Interview with Esther Kim

Nishi Azabu’s “CALM & PUNK GALLERY” held an exhibition “I’m Pink and Blue for You” by an illustrator Esther Kim from Sept. 4 to Sept., 2015. Though she is now based in LA, Kim spent her teenage in Japan, which seemed to make her feel sentimental about this solo show of her own. “Esther Bunny”, an alter ego of herself, is very cute at a first glance, but in reality, it has many different expressions, even looking cool sometimes. The Girl Portrait Series, displayed along with “Esther Bunny”, also cast mature impressions somehow. The site was successfully packed with her fans throughout the period. Here is an interview with Esther on the exhibition and the works.

When were you interested in the illustration/illustrator?

I enjoyed drawing when I was a child. My grandmother would find sheets of blank paper for me to draw on. In elementary school I received some attention for my art but I didn’t understand that it was something I might be good at. When I moved to Japan in sixth grade the kids were so sophisticated and very good at
drawing so I thought that I had no talent for it and moved on. When I was in college I began to want to draw again. I felt like I wanted to express myself more fully and so I began drawing again.

Your illustration is close to fashion and also you love fashion.
When did you get into fashion?

I remember the first magazine I ever bought was at the airport when I was twelve years old. I’ve always loved fashion magazines and actually wanted to work at a magazine when I was younger. For me fashion is a personal expression of ideas, one’s interests, upbringing and what is going on in the society at large. I love the story it tells. Also it’s kind of a game to find things that suits oneself and expresses something.

Please tell me your favorite fashion brands!

Currently I really love Marques Almeida, Ashley Williams, and Jiwinaia.

In this exhibition, you showed both girls and esther bunny’s illustrations. I feel they seem to be changed a bit like growing up with you. What do you think this change?

In a way I’m very isolated as an artist. I didn’t go to art school. I live in LA and I don’t know other illustrators or many fashion people here. As strange as it sounds I didn’t know that I had to push in order to do more things that I want to do. This exhibition was a small step in pushing something more personal and different. My work is cute but I’m interested in something when it is a mix. Maybe it is 90% cool and 10% cute. If it is all cute I get a bit bored so I’m trying to change that perception of me to something more interesting and real to who I am.

As you said in the statement, bunnies are also a portrait of yourself. Bunnies have various of faces, but I saw sad faces a lot. Please tell me the story of bunnies illustrations.

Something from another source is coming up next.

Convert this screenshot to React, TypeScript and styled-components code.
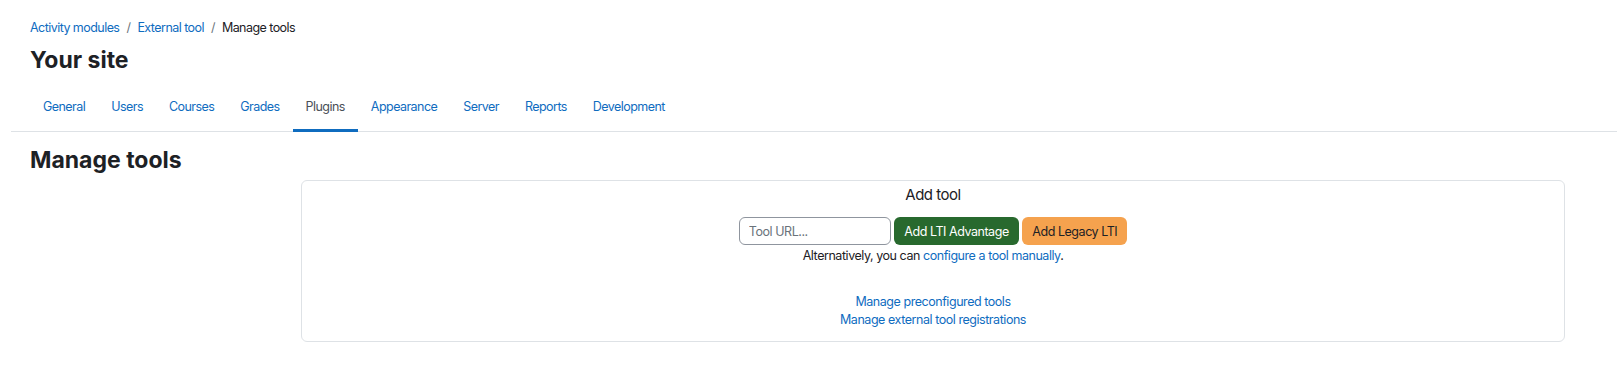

I think all creative people have a bit of a melancholy side. I thought I was just a happy person but I took a personality test and was surprised to find I was melancholy but a friend who was with me said, oh, that’s normal. Creative people are very sensitive. So the bunnies are just more pure emotion: very funny or tired or happy or just staring at their phone.

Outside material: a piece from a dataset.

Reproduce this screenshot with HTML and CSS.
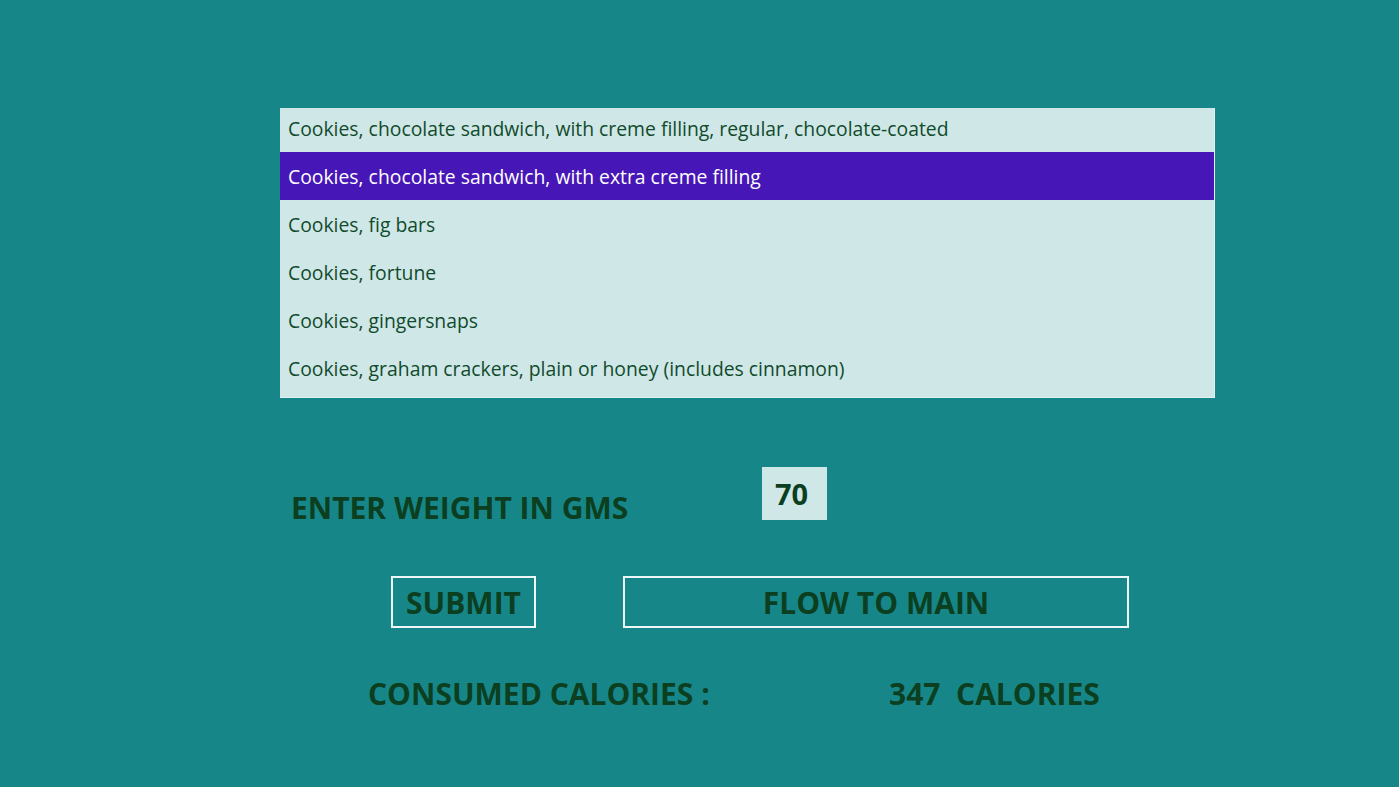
FILE: index.html
```html
<!DOCTYPE html>
<html>
<head>
<meta charset="utf-8">
<link rel="stylesheet" href="styles.css">
</head>
<body>
<div class="page">
  <div class="list">
    <div class="list-inner">
      <div class="item">Cookies, chocolate sandwich, with creme filling, regular, chocolate-coated</div>
      <div class="item selected">Cookies, chocolate sandwich, with extra creme filling</div>
      <div class="item">Cookies, fig bars</div>
      <div class="item">Cookies, fortune</div>
      <div class="item">Cookies, gingersnaps</div>
      <div class="item">Cookies, graham crackers, plain or honey (includes cinnamon)</div>
    </div>
  </div>
  <div class="weight-row">
    <div class="label weight-label">ENTER WEIGHT IN GMS</div>
    <div class="weight-input">70</div>
  </div>
  <div class="button-row">
    <div class="btn submit">SUBMIT</div>
    <div class="btn flow">FLOW TO MAIN</div>
  </div>
  <div class="cal-row">
    <div class="label cal-label">CONSUMED CALORIES :</div>
    <div class="label cal-value">347&nbsp;&nbsp;CALORIES</div>
  </div>
</div>
</body>
</html>
```

FILE: styles.css
```css
html, body {
  margin: 0;
  padding: 0;
}
body {
  background: #178689;
  width: 1399px;
  height: 787px;
  overflow: hidden;
  font-family: "Open Sans", "Noto Sans", sans-serif;
  color: #0b3f1f;
}
.page {
  padding: 108px 0 0 280px;
}
.list {
  width: 935px;
  height: 290px;
  overflow: hidden;
  background: #d0e7e7;
  box-sizing: border-box;
  border-right: 1px solid #e2f1f1;
  border-bottom: 1px solid #e2f1f1;
}
.list-inner {
  margin-top: -4px;
}
.item {
  height: 48px;
  line-height: 50px;
  padding-left: 8px;
  font-size: 19.35px;
  color: #104b2c;
  white-space: nowrap;
}
.item.selected {
  background: #4716b6;
  color: #ffffff;
}
.weight-row {
  display: flex;
  margin-top: 69px;
  height: 53px;
}
.label {
  font-weight: 700;
  font-size: 30px;
  color: #0b3f1f;
  white-space: nowrap;
}
.weight-label {
  margin-left: 11px;
  padding-top: 22px;
  line-height: 38px;
  width: 471px;
}
.weight-input {
  width: 65px;
  height: 53px;
  background: #d0e7e7;
  font-weight: 700;
  font-size: 29px;
  line-height: 53px;
  padding-left: 13px;
  box-sizing: border-box;
}
.button-row {
  display: flex;
  margin-top: 56px;
  height: 52px;
}
.btn {
  box-sizing: border-box;
  height: 52px;
  border: 2px solid #eef7f7;
  font-weight: 700;
  font-size: 30px;
  line-height: 50px;
  text-align: center;
  color: #0b3f1f;
}
.submit {
  margin-left: 111px;
  width: 145px;
}
.flow {
  margin-left: 87px;
  width: 506px;
}
.cal-row {
  display: flex;
  margin-top: 48px;
  line-height: 36px;
}
.cal-label {
  margin-left: 88px;
  width: 521px;
}
```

Also I think it also show a bit more of my shy side. I think I can be very outgoing but I also have a very quiet reserved side that I think my bunnies capture. They are always looking sideways and their mouths are not really open or moving. They are quietly watching the situation, peeking. In some sense
a big part of my identity is being an outsider or foreigner always a bit different so I’m watching the situation. It’s hard for me to have a strong opinion sometimes because I can imagine the situation from many perspectives so I take a long time to process my thoughts…. I think without realizing the bunnies capture that side of me, too.

The portraits of girls express the variance of your upbringing. Were you inspired by your friend? OR fictitious girls?

I draw the girls from my head. They are fictitious girls but kind of idealized girls. I think that goes back to my love of fashion, seeing beautiful models in magazines all the time.

Have you ever felt some complex or dilemma for mixture values?

It’s kind of a constant struggle of ideas. I can’t give up any of them. People I get along with have totally different beliefs system from me. People I have same belief system with I often don’t get along with very easily. American types of communication is almost opposite of how I communicate with Japanese or Korean friends. I can react to a situation in so many different ways and often I don’t react in the way that people were expecting. But I received good advice to create a core version of my self that I can be no matter what culture I’m in. But still sometimes its tiring and I wish I was just one thing.

What do you think the same/different points of Japan compared with teenage years?

When I was a teenager I was very much in awe of Japanese creators and I felt very apart and far from them. It’s very humbling and so amazing to me to be able to work as a creator in Japan as a grown-up. I’m thankful to Japan as a culture that loves culture.

What types of works do you want to do from now?

I want to make more estherbunnies accessories and fashion items and I also want to do more gallery shows.

Do you have any upcoming projects?

I am in talks to work on some interesting projects and am working on personal projects as well.